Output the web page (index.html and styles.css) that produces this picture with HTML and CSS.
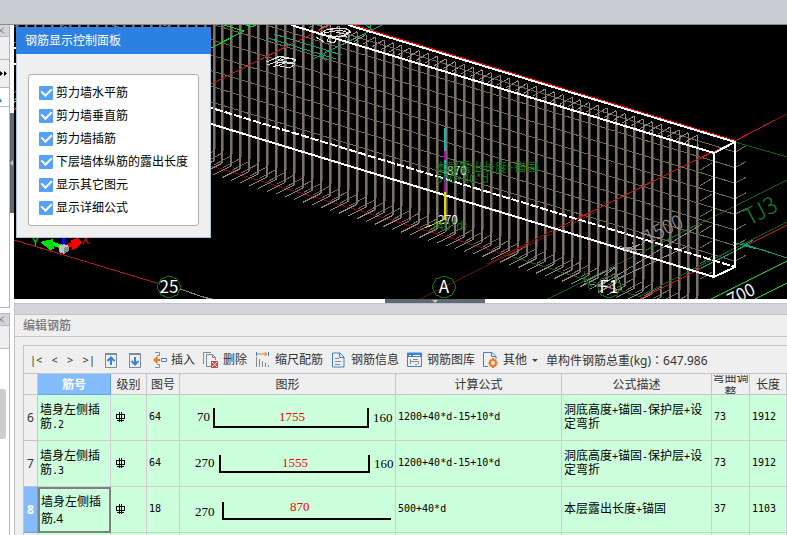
FILE: index.html
```html
<!DOCTYPE html>
<html lang="zh-CN">
<head>
<meta charset="utf-8">
<title>编辑钢筋</title>
<link rel="stylesheet" href="styles.css">
</head>
<body>
<header class="topbar"></header>
<div class="workspace">
  <aside class="sidebar">
    <section class="dock dock-upper">
      <div class="dock-head"><button class="close" aria-label="关闭"><svg width="5" height="7" viewBox="0 0 5 7"><path d="M-2 0.5L4 6.5M4 0.5L-2 6.5"/></svg></button></div>
      <div class="dock-row"></div>
      <div class="dock-row tall"><svg width="8" height="7" viewBox="0 0 8 7"><path d="M0 1v5l3-2.500zM4 1v5l3-2.500z"/></svg></div>
      <div class="dock-row light"><svg width="2" height="6" viewBox="0 0 2 6"><path class="blue" d="M0 1L2 5H0z"/></svg></div>
    </section>
    <section class="dock dock-lower">
      <div class="dock-head"><button class="close" aria-label="关闭"><svg width="5" height="7" viewBox="0 0 5 7"><path d="M-2 0.5L4 6.5M4 0.5L-2 6.5"/></svg></button></div>
      <div class="dock-row"></div>
      <div class="thumb"></div>
    </section>
  </aside>
  <div class="gutter"><button class="grip" aria-label="收起"><svg width="4" height="6" viewBox="0 0 4 6"><path d="M3 0v6L0 3z"/></svg></button></div>
  <main class="main">
    <section class="view">
      <svg class="scene" viewBox="14 25 773 274" preserveAspectRatio="xMinYMin slice">
        <g>
          <path class="dred" d="M14 107L211 166L507 255"/>
          <path class="drk" d="M420 299L500 259L600 210"/>
          <path class="dgreen" d="M735 142L787 157M507 255L644 298M548 299L787 180"/>
        </g>
        <g id="bars"></g>
        <g class="lines">
          <path class="red" d="M211 84L330 25"/>
          <path class="green" d="M211 48L244 31L224 25M246 25L251 27L256 25"/>
          <path class="red" d="M550 232L735 141L775 120"/>
          <path class="dred" d="M775 120L787 114M487 264L550 232"/>
          <path class="dgreen" d="M640 296L787 222"/>
          <path class="red" d="M640 299L787 225"/>
          <path class="green" d="M711 299L787 261M755 299L787 283"/>
          <path class="teal" d="M274 34L342 55M268 38L336 59M313 59L382 25M319 53L326 61M326 51L322 59M366 25L375 32M371 25L370 32M701 268L747 245M733 242L756 249M737 250L753 240M747 245L787 258M742 243L752 248"/>
          <path class="gray" d="M584 282L615 267M598 287L702 224M584 283L621 290M615 267L622 290M615 280L690 245M616 267L604 276"/>
          <path class="dgreen" d="M584 271L590 291M582 276L593 288"/>
        </g>
        <g class="wall">
          <path class="redtop" d="M352 25L735 141"/>
          <path d="M348 25L735 142V267L714 277V153L291 25M714 153L735 142M14 64L714 277"/>
          <path class="dash" d="M14 48L735 267"/>
        </g>
        <g class="marks">
          <path class="cyan" d="M445 128V182"/>
          <path class="magenta" d="M445 151V160M445 176V192"/>
          <path class="yellow" d="M445 192V220"/>
          <path class="yellow thin" d="M445 219L425 228"/>
          <path class="redaxis" d="M14 240L160 284"/>
          <path class="gray" d="M180 289L209 299M200 296L212 299"/>
        </g>
        <g class="gizmo">
          <path class="gz-g" d="M63 247L50 243"/><path class="gz-gf" d="M40 242L53 239L54 249L50 250z"/>
          <path class="gz-r" d="M65 247L78 242"/><path class="gz-rf" d="M71 240L77 238L82 242L77 248L72 250z"/>
          <path class="gz-b" d="M64 238V248"/><path class="gz-c" d="M59 246L64 244L69 246V251L64 254L59 252z"/>
          <path class="gz-t" d="M64 248V254L69 251V246z"/>
        </g>
        <text class="axis-y" x="32" y="246">Y</text><text class="axis-x" x="82" y="244">X</text>
        <g class="balloons">
          <path d="M169 276L177 279L181 287L177 295L169 298L161 295L157 287L161 279zM444 276L452 279L456 287L452 295L444 298L436 295L432 287L436 279zM609 276L617 279L621 286L617 295L609 298L601 295L597 286L601 279z"/>
          <text x="169" y="293">25</text><text x="444" y="293">A</text><text x="609" y="293">F1</text>
        </g>
        <g class="notes">
          <text class="n-white" x="447" y="175">870</text>
          <text class="n-white" x="438" y="224">270</text>
          <text class="n-green" x="435" y="172">本层露出长度+锚固</text>
          <text class="n-green" x="436" y="183">500+40*d</text>
          <text class="n-green" x="433" y="230">(40*d)</text>
          <text class="n-white big" x="731" y="306" transform="rotate(-26 731 306)">700</text>
          <text class="n-tag" x="749" y="226" transform="rotate(-28 749 226)">TJ3</text>
          <text class="n-dim" x="648" y="244" transform="rotate(-26 648 244)">1500</text>
        </g>
        <g class="flat">
          <path d="M266 62l16-6M267 65l20-7M273 67l12-4M275 58l4-2 15 3M279 62l16 2-5 4-15-3zM283 57l13 3-4 3-14-3zM318 35l8-5 14-2M316 37l8 5M324 33l16-3 9 3-10 4-14-2zM330 29l15-1 6 4-9 5M327 41l7 2 3-4-8-2zM334 36l13 1M336 32l12 3"/>
          <path class="dim" d="M619 246l16 6M628 252l12-8M623 247l20 3M632 242l5 11M641 245l5-6M624 250l14-5M641 233l19 6"/>
        </g>
      </svg>
      <form class="dialog">
        <h2>钢筋显示控制面板</h2>
        <div class="dialog-body">
          <div class="options">
            <label><input type="checkbox" checked>剪力墙水平筋</label>
            <label><input type="checkbox" checked>剪力墙垂直筋</label>
            <label><input type="checkbox" checked>剪力墙插筋</label>
            <label><input type="checkbox" checked>下层墙体纵筋的露出长度</label>
            <label><input type="checkbox" checked>显示其它图元</label>
            <label><input type="checkbox" checked>显示详细公式</label>
          </div>
        </div>
      </form>
    </section>
    <div class="splitter"><button class="grip-h" aria-label="收起"><svg width="6" height="3" viewBox="0 0 6 3"><path d="M0 0h6L3 3z"/></svg></button></div>
    <section class="editor">
      <div class="editor-strip"></div>
      <h1>编辑钢筋</h1>
      <div class="editor-box">
        <div class="toolbar">
          <div class="nav"><button>|&lt;</button><button>&lt;</button><button>&gt;</button><button>&gt;|</button></div>
          <button class="sq" aria-label="上移"><svg width="12" height="15" viewBox="0 0 12 15"><path class="k" d="M0 .5h12M0 1.500h12M.5 0v14.500h11V0"/><path class="b2" d="M6 12V5M2.500 8L6 4.500 9.500 8"/></svg></button>
          <button class="sq" aria-label="下移"><svg width="12" height="15" viewBox="0 0 12 15"><path class="k" d="M0 .5h12M0 1.500h12M.5 0v14.500h11V0"/><path class="b2" d="M6 4V11M2.500 8L6 11.500 9.500 8"/></svg></button>
          <button class="tool"><svg width="14" height="16" viewBox="0 0 14 16"><path class="k" d="M2 .5h4.500V4M2 15.500h4.500V12M4 3.500h3M4 12.500h3"/><path class="o" d="M7 8H1.500M4.500 5L1.500 8l3 3"/><path class="b" d="M8.500 6.500h5v3h-5z"/></svg>插入</button>
          <button class="tool"><svg width="16" height="16" viewBox="0 0 16 16"><path class="k" d="M.5 12V.5H8M8 14.500H3.500v-12h6l3 3V8M9.500 2.500v3h3"/><path class="rf" d="M8 9h7v7H8z"/><path class="w" d="M9 10l5 5M14 10l-5 5"/></svg>删除</button>
          <button class="tool"><svg width="16" height="16" viewBox="-1 0 16 16"><path class="b" d="M.5 0v4M12.500 0v4"/><path class="o1" d="M1 2h10M8.500 0l2.500 2-2.500 2"/><path class="k" d="M.5 5v10M3.500 7v8M6.500 9v6M9.500 11v4M12.500 13v2"/></svg>缩尺配筋</button>
          <button class="tool"><svg width="16" height="16" viewBox="0 0 16 16"><path class="b" d="M1.500 1H9l4 4v10H1.500zM8.500 1v4.500H13"/><path class="k" d="M4 6.500h4M4 9.500h6M4 12.500h5"/></svg>钢筋信息</button>
          <button class="tool"><svg width="16" height="16" viewBox="0 0 16 16"><path class="b" d="M.5 1v13.500h14V1z"/><path class="bf" d="M0 1h15v4H0z"/><path class="w" d="M2 3.500h2M6 3.500h7"/><path class="k" d="M3.500 7v5M3.500 9.500h8V12M6 7.500h5"/><path class="o1" d="M8 12.500h2"/></svg>钢筋图库</button>
          <button class="tool"><svg width="16" height="16" viewBox="0 0 16 16"><path class="b" d="M5 14.500H.5V.5H9l4 4V7M8.500.5v4H13"/><circle class="gear" cx="10" cy="11" r="3"/><path class="o" d="M10 6v2M10 14v2M5.500 11h2M12.500 11h2M7 8l1 1M12 13l1 1M13 8l-1 1M8 13l-1 1"/></svg>其他<span class="caret"></span></button>
          <span class="total">单构件钢筋总重(kg)<span class="colon" lang="zh-TW">：</span>647.986</span>
        </div>
        <table class="grid">
          <colgroup><col class="c0"><col class="c1"><col class="c2"><col class="c3"><col><col class="c5"><col class="c6"><col class="c7"><col class="c8"></colgroup>
          <thead><tr><th></th><th class="on">筋号</th><th>级别</th><th>图号</th><th>图形</th><th>计算公式</th><th>公式描述</th><th><div class="clip">弯曲调整</div></th><th>长度</th></tr></thead>
          <tbody>
            <tr><th>6</th><td>墙身左侧插筋<span class="m">.2</span></td><td><svg class="grade" width="9" height="10" viewBox="0 0 9 10"><path d="M0 2.500h9M0 6.500h9M1 8.500h7M.5 2v5M8.500 2v5M3.500 0v10M5.500 0v10"/></svg></td><td class="num">64</td>
              <td class="shape"><svg viewBox="180 395 215 45"><path d="M214 408V427H368V408"/><text x="197" y="421">70</text><text class="r" x="279" y="421">1755</text><text x="373" y="422">160</text></svg></td>
              <td class="num">1200+40*d-15+10*d</td><td>洞底高度<span class="m">+</span>锚固<span class="m">-</span>保护层<span class="m">+</span>设定弯折</td><td class="num">73</td><td class="num">1912</td></tr>
            <tr><th>7</th><td>墙身左侧插筋<span class="m">.3</span></td><td><svg class="grade" width="9" height="10" viewBox="0 0 9 10"><path d="M0 2.500h9M0 6.500h9M1 8.500h7M.5 2v5M8.500 2v5M3.500 0v10M5.500 0v10"/></svg></td><td class="num">64</td>
              <td class="shape"><svg viewBox="180 441 215 45"><path d="M220 455V472H369V455"/><text x="195" y="467">270</text><text class="r" x="282" y="467">1555</text><text x="374" y="468">160</text></svg></td>
              <td class="num">1200+40*d-15+10*d</td><td>洞底高度<span class="m">+</span>锚固<span class="m">-</span>保护层<span class="m">+</span>设定弯折</td><td class="num">73</td><td class="num">1912</td></tr>
            <tr><th class="on">8</th><td class="focus">墙身左侧插筋.4</td><td><svg class="grade" width="9" height="10" viewBox="0 0 9 10"><path d="M0 2.500h9M0 6.500h9M1 8.500h7M.5 2v5M8.500 2v5M3.500 0v10M5.500 0v10"/></svg></td><td class="num">18</td>
              <td class="shape"><svg viewBox="180 487 215 45"><path d="M223 502V519H391"/><text x="195" y="516">270</text><text class="r" x="290" y="511">870</text></svg></td>
              <td class="num">500+40*d</td><td>本层露出长度<span class="m">+</span>锚固</td><td class="num">37</td><td class="num">1103</td></tr>
            <tr><th></th><td></td><td></td><td></td><td></td><td></td><td></td><td></td><td></td></tr>
          </tbody>
        </table>
      </div>
    </section>
  </main>
</div>
<script src="scene.js"></script>
</body>
</html>
```
FILE: styles.css
```css
* { box-sizing: border-box; }
body {
  margin: 0; height: 100vh; overflow: hidden; display: flex; flex-direction: column;
  font: 12px/16px "Noto Sans", "Noto Sans CJK SC", sans-serif; color: #333; background: #fff;
}
button { font: inherit; color: inherit; border: 0; padding: 0; background: none; display: flex; align-items: center; white-space: nowrap; }
svg { display: block; flex: none; }
h1, h2 { margin: 0; font-size: 12px; font-weight: 400; }

.topbar { height: 25px; flex: none; background: #cacdd2; border-bottom: 1px solid #868d91; }
.workspace { flex: 1; min-height: 0; display: flex; }

.sidebar { width: 10px; flex: none; display: flex; flex-direction: column; gap: 5px; overflow: hidden; }
.dock { border-right: 1px solid #b5b5b9; background: #fff; }
.dock-upper { height: 283px; border-bottom: 1px solid #b5b5b9; }
.dock-lower { flex: 1; border-top: 1px solid #b5b5b9; }
.dock-head { height: 12px; background: #d3d4da; border-bottom: 1px solid #bbb; display: flex; align-items: center; }
.close svg { fill: none; stroke: #777; }
.dock-row { height: 23px; background: #efefef; border-bottom: 1px solid #b9b9bf; display: flex; align-items: center; }
.dock-row.tall { height: 28px; }
.dock-row.light { height: 19px; background: #fff; align-items: flex-end; padding-bottom: 3px; }
.dock-row .blue { fill: #2688c8; }
.thumb { width: 6px; height: 50px; margin-top: 40px; background: #cdcdcd; border-radius: 0 3px 3px 0; }

.gutter { width: 4px; flex: none; padding-top: 88px; }
.grip { width: 4px; height: 100px; background: #5f6a75; }
.grip svg, .grip-h svg { fill: #c4c8cc; }

.main { flex: 1; min-width: 0; display: flex; flex-direction: column; }
.view { height: 274px; flex: none; position: relative; background: #000; overflow: hidden; }
.scene { width: 100%; height: 100%; fill: none; stroke-width: 1; }
.scene path { shape-rendering: crispEdges; }
.red { stroke: #d01212; } .dred { stroke: #860a0a; } .drk { stroke: #5c1808; }
.green { stroke: #0ce00c; } .dgreen { stroke: #0a640f; } .teal { stroke: #0ca47c; } .gray { stroke: #858585; }
.redaxis { stroke: #b01818; }
.rod { stroke: #7d706b; stroke-width: 2; } .rod-dark { stroke: #47433a; stroke-width: 1; }
.hook { stroke: #96847f; } .hook-dark { stroke: #6e6656; } .mesh { stroke: #6c694d; }
.wall { stroke: #fff; stroke-width: 2; } .wall .redtop { stroke: #f00; } .dash { stroke-dasharray: 8 2; }
.marks .cyan { stroke: #12b4be; stroke-width: 2; } .marks .magenta { stroke: #b400b4; stroke-width: 2; }
.marks .yellow { stroke: #e0d800; stroke-width: 2; } .marks .thin { stroke-width: 1; }
.gz-g { stroke: #0f0; stroke-width: 4; } .gz-gf { fill: #00e010; } .gz-r { stroke: #d00; stroke-width: 4; } .gz-rf { fill: #f00; }
.gz-b { stroke: #00f; stroke-width: 4; } .gz-c { fill: #c0c0c0; } .gz-t { fill: #8c8c8c; }
.axis-y { fill: #0e0; font-size: 12px; } .axis-x { fill: #e01010; font-size: 12px; }
.balloons { stroke: #0a780f; } .balloons text { stroke: none; fill: #fff; font: 17px "Noto Sans CJK SC", sans-serif; text-anchor: middle; }
.notes { font-family: "Noto Sans CJK SC", sans-serif; }
.notes .n-white { fill: #eee; font-size: 12px; } .notes .big { font-size: 17px; }
.notes .n-green { fill: #087c10; font-size: 12px; } .notes .n-tag { fill: #0b8428; font-size: 23px; font-weight: 300; }
.notes .n-dim { fill: #999; font-size: 19px; font-weight: 300; }
.flat { stroke: #e0e0e0; } .flat .dim { stroke: #999; }

.dialog { position: absolute; left: 2px; top: 2px; width: 195px; background: #efefef; border: 1px solid #b4c3dc; border-top: 0; color: #000; }
.dialog h2 { margin: 0 -1px; height: 27px; line-height: 27px; padding-left: 9px; color: #fff; background: #2c80e2; }
.dialog-body { padding: 20px 11px 11px; }
.options { background: #fff; border: 1px solid #b0b0b0; border-radius: 3px; padding: 6px 10px; }
.options label { display: flex; align-items: center; gap: 3px; height: 23px; white-space: nowrap; }
.options input { appearance: none; margin: 0; width: 14px; height: 14px; flex: none; border-radius: 1px; background: #55a0f8; display: grid; place-items: center; }
.options input:checked::after { content: ""; width: 5px; height: 8px; margin-bottom: 3px; border: solid #fff; border-width: 0 2px 2px 0; transform: rotate(45deg); }

.splitter { height: 4px; flex: none; display: flex; justify-content: center; }
.grip-h { width: 100px; height: 4px; margin-left: 69px; background: #5f6a75; justify-content: center; align-items: flex-end; }

.editor { flex: 1; min-height: 0; display: flex; flex-direction: column; background: #efefef; border: solid #bfc2c8; border-width: 1px 0 0 1px; }
.editor-strip { height: 11px; flex: none; background: #d3d5da; border-bottom: 1px solid #c0c3ca; }
.editor h1 { height: 22px; flex: none; line-height: 22px; padding-left: 8px; color: #777; font-weight: 500; border-bottom: 1px solid #c3c5ca; }
.editor-box { flex: 1; min-height: 0; margin: 8px 0 0 8px; border: solid #c3c3c8; border-width: 1px 0 0 1px; overflow: hidden; }
.toolbar { height: 28px; display: flex; align-items: center; gap: 8px; padding: 1px 0 0 6px; border-bottom: 1px solid #c3c3c8; white-space: nowrap; }
.nav { display: flex; justify-content: space-between; width: 65px; margin-right: 2px; }
.nav button { font-size: 11px; }
.sq { margin-right: 4px; }
.tool { gap: 4px; }
.toolbar svg { fill: none; }
.colon { font-family: "Noto Sans CJK TC", sans-serif; }
.k { stroke: #7d8c97; } .b { stroke: #3c82d2; } .b2 { stroke: #3c82d2; stroke-width: 2; } .bf { fill: #3c82d2; }
.o { stroke: #f07820; stroke-width: 2; } .o1 { stroke: #f07820; } .gear { stroke: #f07820; stroke-width: 2; } .w { stroke: #fff; } .rf { fill: #d94545; }
.caret { border: 3px solid transparent; border-top-color: #444; border-bottom: 0; margin-left: 1px; }

.grid { width: 100%; table-layout: fixed; border-collapse: separate; border-spacing: 0; color: #000; }
.c0 { width: 14px; } .c1 { width: 73px; } .c2 { width: 36px; } .c3 { width: 33px; }
.c5 { width: 166px; } .c6 { width: 150px; } .c7 { width: 38px; } .c8 { width: 37px; }
.grid th { padding: 0; font-weight: 400; color: #333; background: #efefef; border: solid #c3c3c8; border-width: 0 1px 1px 0; }
.grid thead th { height: 21px; padding-top: 1px; }
.grid th.on { background: #83bbfb; color: #fff; font-weight: 700; border-color: #62a4ec; }
.clip { height: 19px; line-height: 15px; overflow: hidden; display: flex; align-items: center; }
.grid td { height: 46px; padding: 0 2px 1px; line-height: 14px; background: #ccffdb; border: solid #d3cdd3; border-width: 0 1px 1px 0; overflow: hidden; }
.grid td.num, .m { font-family: "DejaVu Sans Mono", monospace; font-size: 10px; }
.m { line-height: 10px; }
.grid td.focus { border: 2px solid #808080; padding: 0 1px; line-height: 17px; }
.grid td.shape { padding: 0; }
.grade { margin-left: 3px; fill: none; stroke: #000; shape-rendering: crispEdges; }
.shape svg { width: 100%; height: 45px; }
.shape path { fill: none; stroke: #000; stroke-width: 2; }
.shape text { font: 13px "Liberation Serif", serif; fill: #000; }
.shape .r { fill: #f00; }
```
FILE: scene.js
```js
// Draws the reinforcement cage: horizontal mesh lines, vertical rods and their hooks.
const frontTop = x => 153 - (714 - x) * 0.3055;
const backTop = x => 142 - (735 - x) * 0.305;
const frontBottom = x => 277 - (714 - x) * 0.3045;
const d = { mesh: "", dark: "", rod: "", hookDark: "", hook: "" };
const line = (x1, y1, x2, y2) => `M${x1.toFixed(1)} ${y1.toFixed(1)}L${x2.toFixed(1)} ${y2.toFixed(1)}`;

for (let i = 0; i < 8; i++) {
  const yb = 152 + i * 15.6;
  d.mesh += line(14, yb - 721 * 0.304, 735, yb) + line(735, yb, 746, yb - 6);
  const yf = 162 + i * 15.6;
  d.mesh += line(700, yf + 8, 712, yf + 1);
}
for (let k = -22; k < 55; k++) {
  const x = Math.round(213.5 + k * 8.95);
  const foot = frontBottom(x) + 36;
  const backFoot = frontBottom(x) + 24;
  d.dark += line(x + 1.5, frontTop(x) - 4, x + 1.5, backFoot);
  d.rod += line(x, frontTop(x) - 2, x, foot);
  d.hook += line(x, foot, x - 18, foot + 9) + line(x, backTop(x) + 5, x, frontTop(x)) + line(x, backTop(x) + 5, x - 12, backTop(x) + 12);
  d.hookDark += line(x, backFoot + 2, x - 17, backFoot + 11);
}
const add = (cls, path) => {
  const el = document.createElementNS("http://www.w3.org/2000/svg", "path");
  el.setAttribute("class", cls);
  el.setAttribute("d", path);
  document.getElementById("bars").append(el);
};
add("rod-dark", d.dark);
add("hook-dark", d.hookDark);
add("rod", d.rod);
add("hook", d.hook);
add("mesh", d.mesh);
```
= = = =
__What you need to do__.
Copy all lines from the material that include "styles".

__Exercise answer__.
Output the web page (index.html and styles.css) that produces this picture with HTML and CSS.
<link rel="stylesheet" href="styles.css">
FILE: styles.css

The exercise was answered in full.